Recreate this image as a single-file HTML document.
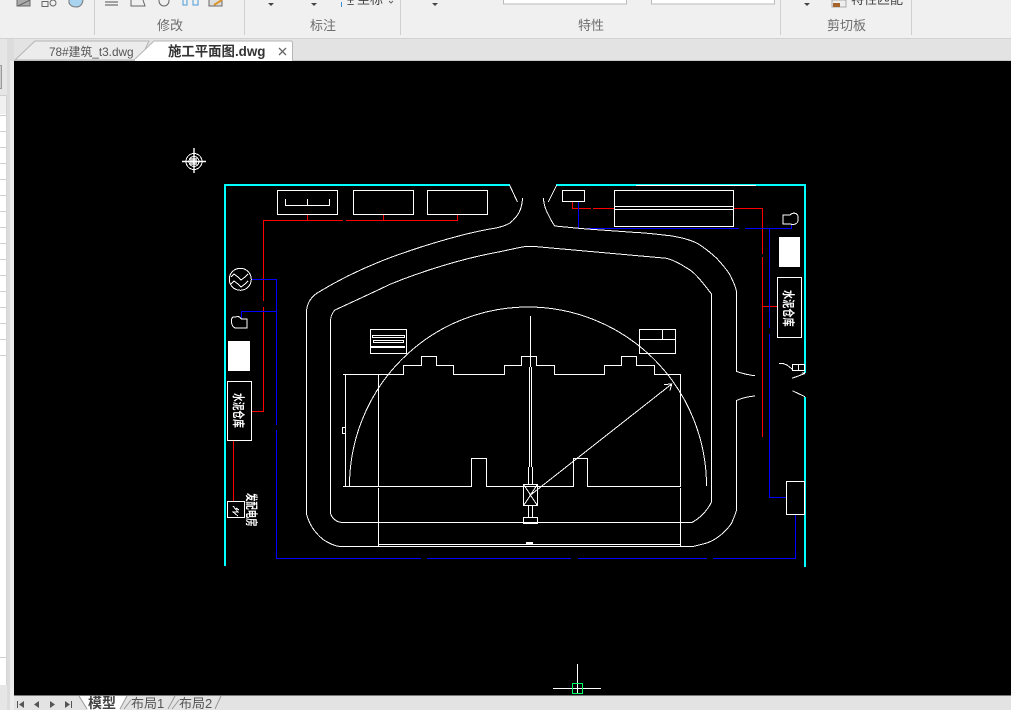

########

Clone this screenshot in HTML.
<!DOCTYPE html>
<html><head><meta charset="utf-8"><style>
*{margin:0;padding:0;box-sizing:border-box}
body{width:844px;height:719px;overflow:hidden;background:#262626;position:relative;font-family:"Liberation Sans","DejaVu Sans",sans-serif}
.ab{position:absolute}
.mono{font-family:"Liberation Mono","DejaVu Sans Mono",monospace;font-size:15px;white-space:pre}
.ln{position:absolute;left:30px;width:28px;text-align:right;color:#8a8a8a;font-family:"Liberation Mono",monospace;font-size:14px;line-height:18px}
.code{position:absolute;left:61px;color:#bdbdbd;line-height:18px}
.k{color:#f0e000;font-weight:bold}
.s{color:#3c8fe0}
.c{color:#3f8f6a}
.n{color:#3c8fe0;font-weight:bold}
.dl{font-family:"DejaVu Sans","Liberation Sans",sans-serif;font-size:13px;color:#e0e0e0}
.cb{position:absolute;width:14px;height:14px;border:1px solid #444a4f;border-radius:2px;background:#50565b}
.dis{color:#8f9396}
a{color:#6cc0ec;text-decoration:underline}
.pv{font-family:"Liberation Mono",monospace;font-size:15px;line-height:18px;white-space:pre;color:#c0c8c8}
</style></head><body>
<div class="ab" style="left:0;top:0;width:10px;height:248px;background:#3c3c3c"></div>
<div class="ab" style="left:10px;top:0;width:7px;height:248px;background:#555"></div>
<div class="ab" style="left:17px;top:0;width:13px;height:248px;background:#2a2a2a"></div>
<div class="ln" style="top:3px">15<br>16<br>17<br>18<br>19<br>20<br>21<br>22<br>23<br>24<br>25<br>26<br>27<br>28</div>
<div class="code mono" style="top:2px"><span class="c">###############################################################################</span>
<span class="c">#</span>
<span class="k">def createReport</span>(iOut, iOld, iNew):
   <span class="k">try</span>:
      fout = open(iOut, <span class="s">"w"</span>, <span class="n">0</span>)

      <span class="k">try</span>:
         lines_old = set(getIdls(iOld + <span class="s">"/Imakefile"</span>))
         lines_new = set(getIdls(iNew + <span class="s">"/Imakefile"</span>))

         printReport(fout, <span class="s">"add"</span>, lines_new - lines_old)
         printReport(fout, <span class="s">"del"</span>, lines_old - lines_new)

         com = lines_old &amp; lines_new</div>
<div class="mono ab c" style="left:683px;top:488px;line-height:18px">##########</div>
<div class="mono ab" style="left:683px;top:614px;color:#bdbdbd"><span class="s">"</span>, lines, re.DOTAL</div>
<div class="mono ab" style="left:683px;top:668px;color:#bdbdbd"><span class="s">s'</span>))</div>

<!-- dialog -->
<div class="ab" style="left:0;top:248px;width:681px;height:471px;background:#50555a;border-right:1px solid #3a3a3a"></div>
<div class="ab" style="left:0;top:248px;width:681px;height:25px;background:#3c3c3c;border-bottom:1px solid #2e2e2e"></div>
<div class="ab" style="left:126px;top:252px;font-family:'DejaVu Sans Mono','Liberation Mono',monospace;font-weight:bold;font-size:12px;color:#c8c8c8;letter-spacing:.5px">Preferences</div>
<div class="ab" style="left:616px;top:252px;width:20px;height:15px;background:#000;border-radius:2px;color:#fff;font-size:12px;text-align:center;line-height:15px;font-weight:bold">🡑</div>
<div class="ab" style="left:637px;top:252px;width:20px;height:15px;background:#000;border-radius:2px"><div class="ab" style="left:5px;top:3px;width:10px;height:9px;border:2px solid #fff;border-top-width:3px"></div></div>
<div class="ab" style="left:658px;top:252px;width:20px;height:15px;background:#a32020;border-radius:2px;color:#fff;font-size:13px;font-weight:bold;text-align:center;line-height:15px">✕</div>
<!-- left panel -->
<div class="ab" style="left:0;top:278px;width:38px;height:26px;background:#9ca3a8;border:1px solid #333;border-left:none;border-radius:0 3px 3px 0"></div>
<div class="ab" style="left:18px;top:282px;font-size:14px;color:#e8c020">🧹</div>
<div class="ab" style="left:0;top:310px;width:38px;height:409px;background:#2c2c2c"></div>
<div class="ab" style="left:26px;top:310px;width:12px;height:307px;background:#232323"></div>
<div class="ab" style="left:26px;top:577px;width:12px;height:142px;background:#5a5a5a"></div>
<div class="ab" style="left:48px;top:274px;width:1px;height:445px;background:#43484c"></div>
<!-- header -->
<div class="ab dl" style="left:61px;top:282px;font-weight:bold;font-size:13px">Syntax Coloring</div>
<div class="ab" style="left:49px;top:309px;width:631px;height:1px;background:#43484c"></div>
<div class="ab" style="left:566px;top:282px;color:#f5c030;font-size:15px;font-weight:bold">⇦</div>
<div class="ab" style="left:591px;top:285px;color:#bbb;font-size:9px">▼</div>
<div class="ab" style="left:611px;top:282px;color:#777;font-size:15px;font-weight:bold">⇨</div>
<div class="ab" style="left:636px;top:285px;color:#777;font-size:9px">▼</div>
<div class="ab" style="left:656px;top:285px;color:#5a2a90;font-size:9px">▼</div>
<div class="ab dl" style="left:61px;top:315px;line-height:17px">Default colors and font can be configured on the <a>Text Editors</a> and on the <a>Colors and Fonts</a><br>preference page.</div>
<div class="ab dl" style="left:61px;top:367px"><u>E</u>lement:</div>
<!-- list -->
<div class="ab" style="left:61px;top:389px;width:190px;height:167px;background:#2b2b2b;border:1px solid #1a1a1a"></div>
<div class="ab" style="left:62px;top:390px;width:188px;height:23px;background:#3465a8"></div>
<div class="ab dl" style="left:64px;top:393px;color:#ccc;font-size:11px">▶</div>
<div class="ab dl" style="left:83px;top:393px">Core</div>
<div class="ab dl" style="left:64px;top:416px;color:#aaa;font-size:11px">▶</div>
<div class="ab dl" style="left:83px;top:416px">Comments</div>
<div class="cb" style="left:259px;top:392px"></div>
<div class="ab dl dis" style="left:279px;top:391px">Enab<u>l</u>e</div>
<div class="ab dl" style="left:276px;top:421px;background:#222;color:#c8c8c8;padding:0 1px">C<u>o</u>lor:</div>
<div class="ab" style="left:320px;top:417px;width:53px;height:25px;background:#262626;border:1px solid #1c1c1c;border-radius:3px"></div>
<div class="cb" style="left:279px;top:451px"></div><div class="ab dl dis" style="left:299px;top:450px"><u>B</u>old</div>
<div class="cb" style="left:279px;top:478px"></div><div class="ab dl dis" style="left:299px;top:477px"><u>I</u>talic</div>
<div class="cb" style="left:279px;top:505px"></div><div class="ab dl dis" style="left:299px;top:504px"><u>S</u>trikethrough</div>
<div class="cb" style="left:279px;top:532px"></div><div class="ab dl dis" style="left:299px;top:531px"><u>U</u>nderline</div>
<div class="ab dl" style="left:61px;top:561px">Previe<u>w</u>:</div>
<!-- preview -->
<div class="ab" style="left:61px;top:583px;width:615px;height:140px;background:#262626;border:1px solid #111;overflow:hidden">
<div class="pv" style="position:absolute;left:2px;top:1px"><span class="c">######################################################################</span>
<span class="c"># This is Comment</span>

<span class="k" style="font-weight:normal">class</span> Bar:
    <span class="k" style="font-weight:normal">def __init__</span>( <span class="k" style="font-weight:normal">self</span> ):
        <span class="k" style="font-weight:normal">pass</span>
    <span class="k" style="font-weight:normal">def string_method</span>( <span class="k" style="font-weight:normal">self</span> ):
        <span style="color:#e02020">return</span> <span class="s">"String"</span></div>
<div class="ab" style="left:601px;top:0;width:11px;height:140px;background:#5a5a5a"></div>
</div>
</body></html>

########

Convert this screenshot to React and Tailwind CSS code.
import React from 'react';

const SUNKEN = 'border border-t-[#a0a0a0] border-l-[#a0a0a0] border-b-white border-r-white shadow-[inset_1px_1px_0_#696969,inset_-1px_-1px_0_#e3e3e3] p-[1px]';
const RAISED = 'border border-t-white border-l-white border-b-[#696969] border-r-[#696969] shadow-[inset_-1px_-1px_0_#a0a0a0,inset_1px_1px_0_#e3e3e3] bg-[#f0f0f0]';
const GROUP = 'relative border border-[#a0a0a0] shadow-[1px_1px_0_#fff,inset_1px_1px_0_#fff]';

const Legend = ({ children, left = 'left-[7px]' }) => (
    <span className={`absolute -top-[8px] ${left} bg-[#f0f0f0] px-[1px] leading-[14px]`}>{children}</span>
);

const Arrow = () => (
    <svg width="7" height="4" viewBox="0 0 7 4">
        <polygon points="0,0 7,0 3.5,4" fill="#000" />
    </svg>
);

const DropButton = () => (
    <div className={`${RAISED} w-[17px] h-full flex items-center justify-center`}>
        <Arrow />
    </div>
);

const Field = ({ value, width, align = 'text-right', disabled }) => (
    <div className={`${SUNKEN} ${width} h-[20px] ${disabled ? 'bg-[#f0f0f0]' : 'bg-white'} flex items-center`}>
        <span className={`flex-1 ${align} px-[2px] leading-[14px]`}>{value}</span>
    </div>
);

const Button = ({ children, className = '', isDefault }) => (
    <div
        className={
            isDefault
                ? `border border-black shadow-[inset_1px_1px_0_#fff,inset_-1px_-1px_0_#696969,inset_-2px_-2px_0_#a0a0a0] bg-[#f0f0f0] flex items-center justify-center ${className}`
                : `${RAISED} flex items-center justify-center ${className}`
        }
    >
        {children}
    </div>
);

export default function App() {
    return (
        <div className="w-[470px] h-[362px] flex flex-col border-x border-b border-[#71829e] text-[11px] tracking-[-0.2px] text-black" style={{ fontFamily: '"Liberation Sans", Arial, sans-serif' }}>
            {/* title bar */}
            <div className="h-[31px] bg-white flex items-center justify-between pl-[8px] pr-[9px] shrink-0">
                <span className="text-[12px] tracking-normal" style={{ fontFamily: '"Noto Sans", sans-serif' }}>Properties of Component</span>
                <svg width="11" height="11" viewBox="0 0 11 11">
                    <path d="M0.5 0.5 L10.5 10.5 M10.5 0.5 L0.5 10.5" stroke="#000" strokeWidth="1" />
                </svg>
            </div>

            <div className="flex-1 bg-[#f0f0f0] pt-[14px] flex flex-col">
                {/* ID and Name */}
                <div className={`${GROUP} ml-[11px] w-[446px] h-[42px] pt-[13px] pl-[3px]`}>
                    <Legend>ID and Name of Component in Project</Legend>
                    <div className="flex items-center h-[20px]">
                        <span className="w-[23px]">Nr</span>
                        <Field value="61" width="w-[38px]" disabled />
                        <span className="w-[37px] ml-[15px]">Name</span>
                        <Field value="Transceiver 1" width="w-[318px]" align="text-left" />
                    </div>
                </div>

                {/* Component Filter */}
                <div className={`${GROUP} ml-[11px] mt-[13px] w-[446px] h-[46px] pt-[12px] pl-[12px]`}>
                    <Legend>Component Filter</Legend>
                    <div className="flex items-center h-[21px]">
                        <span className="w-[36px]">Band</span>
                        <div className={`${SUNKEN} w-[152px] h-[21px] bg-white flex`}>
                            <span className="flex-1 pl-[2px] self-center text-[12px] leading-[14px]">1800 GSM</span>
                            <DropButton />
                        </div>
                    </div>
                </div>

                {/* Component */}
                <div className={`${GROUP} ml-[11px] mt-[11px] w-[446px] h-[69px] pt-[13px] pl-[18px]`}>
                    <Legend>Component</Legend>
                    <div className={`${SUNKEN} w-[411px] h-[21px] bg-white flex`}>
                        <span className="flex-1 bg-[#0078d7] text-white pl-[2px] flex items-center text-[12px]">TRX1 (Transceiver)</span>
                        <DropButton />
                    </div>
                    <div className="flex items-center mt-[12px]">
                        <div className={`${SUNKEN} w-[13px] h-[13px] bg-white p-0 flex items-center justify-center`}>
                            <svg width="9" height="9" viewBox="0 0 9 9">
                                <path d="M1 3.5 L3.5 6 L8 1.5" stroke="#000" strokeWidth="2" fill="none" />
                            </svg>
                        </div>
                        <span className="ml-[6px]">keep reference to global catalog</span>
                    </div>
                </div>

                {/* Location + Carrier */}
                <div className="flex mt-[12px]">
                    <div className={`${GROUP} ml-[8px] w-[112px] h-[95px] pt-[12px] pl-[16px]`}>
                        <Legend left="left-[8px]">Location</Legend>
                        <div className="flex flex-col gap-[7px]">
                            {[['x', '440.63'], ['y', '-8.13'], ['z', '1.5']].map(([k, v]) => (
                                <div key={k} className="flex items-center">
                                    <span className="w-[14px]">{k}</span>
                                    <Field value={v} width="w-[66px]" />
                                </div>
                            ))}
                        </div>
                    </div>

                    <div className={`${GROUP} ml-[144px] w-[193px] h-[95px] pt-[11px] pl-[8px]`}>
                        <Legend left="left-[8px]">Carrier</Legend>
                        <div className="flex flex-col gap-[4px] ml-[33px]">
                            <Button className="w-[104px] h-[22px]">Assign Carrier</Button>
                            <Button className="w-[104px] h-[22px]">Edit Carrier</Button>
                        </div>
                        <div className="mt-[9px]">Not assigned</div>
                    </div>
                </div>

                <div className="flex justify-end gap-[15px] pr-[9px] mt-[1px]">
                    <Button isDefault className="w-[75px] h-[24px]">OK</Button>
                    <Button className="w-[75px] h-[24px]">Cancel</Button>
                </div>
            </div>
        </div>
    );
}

########

Short problem: Write out again only the lines from the line containing "Convert this screenshot" through the line containing "import React from 'react';", both included, exactly as they are.

Solution:
Convert this screenshot to React and Tailwind CSS code.
import React from 'react';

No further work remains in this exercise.